Alors vous vous tournez vers le second jardin,  qui le jouxte, oui mais voilà:  il est caché derrière de hauts murs et de  hautes grilles, et vous ne savez pas exactement ce qu'il contient. Tout porte à penser qu'il regorgera  davantage de fruits, et recèlera des chemins agréables et variés, des fontaines, des paysages surprenants, et en tous cas des possibilités  plus exaltantes pour vous et votre famille. Mais personne ne peut vous le garantir. Et si ça se trouve, au moment où vous y parviendrez enfin, il sera devenu plus maigrichon et morne que le premier jardin.
Il vous faut maintenant faire votre choix: soit un bateau très solide vient vous chercher immédiatement  et vous emmène, sans risque, dans le premier jardin, dont  vous ne pourrez plus sortir. Mais vous trouvez, résolument, que c'est vraiment trop tôt!
Soit vous vous engagez sur le pont de lianes branlant et aventureux, tendu au-dessus des remous furieux du cours d'eau, et qui vous mènera théoriquement vers le second jardin,  en sachant qu'une fois engagé au milieu du pont, il vous faudra continuer coûte que coûte la traversée, car vous ne pourrez plus retourner en arrière, tout en n'étant pas certain  que le jardin promis se trouve au bout. Vous vous demandez si vous aurez l'énergie suffisante pour affronter les dangers et les fatigues de cette traversée, et si le jeu en vaut la chandelle. Et vous trouvez, résolument, que c'est très difficile de faire un choix!
Parce que j'ai oublié de vous dire:
Vous avez treize jours pour vous décider.

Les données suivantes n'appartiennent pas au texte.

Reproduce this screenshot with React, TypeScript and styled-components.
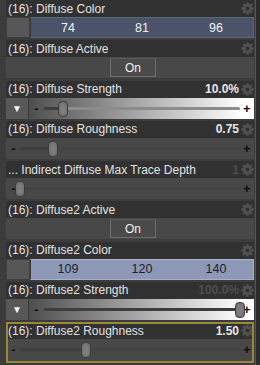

Voilà la bonne nouvelle que l'Inspection Académique a apprise vendredi dernier à toutes les fonctionnaires qui ont élevé trois enfants. La possibilité de partir en retraite anticipée, à raison d'un an par enfant, est supprimée. Voilà les mères de famille réduites à jouer une douloureuse partie de "quitte ou double".
Depuis ce "lâcher de  bombe" médiatique très impopulaire, le ministre a prolongé magnanimement de six mois le délai de réflexion. Mais cela ne change pas grand chose: dans six mois, je n'aurai toujours pas envie de prendre ma retraite. Pour une fois, je ne suivrai donc pas la sagesse de ma grand-mère, qui m'aurait dit "il vaut mieux tenir que courir". Et je m'engagerai sur le pont branlant et aventureux, insouciante  (inconsciente, me disent certains) et cheveux aux vent...


03 juillet 2010

Sacrée décade*

*Période de dix jours et non pas, par un abus de langage contemporain, une période de dix ans



Quand j'étais petite, sur mon cahier , dans les moments où tout allait de travers,  je traçais un trait. Un grand trait vertical pour faire deux colonnes. A gauche, un petit bonhomme qui souriait, à droite le même avec la bouche incurvée dans l'autre sens. Tiens, c'est vrai, j'avais inventé les smileys bien avant tout le monde. Alors, j'écrivais tout ce qui était bien dans ma vie dans la première colonne, et tout ce qui allait mal dans l'autre. Souvent la première dépassait en longueur la deuxième et ce simple exercice suffisait à me persuader que somme toute, tout n'allait pas si mal.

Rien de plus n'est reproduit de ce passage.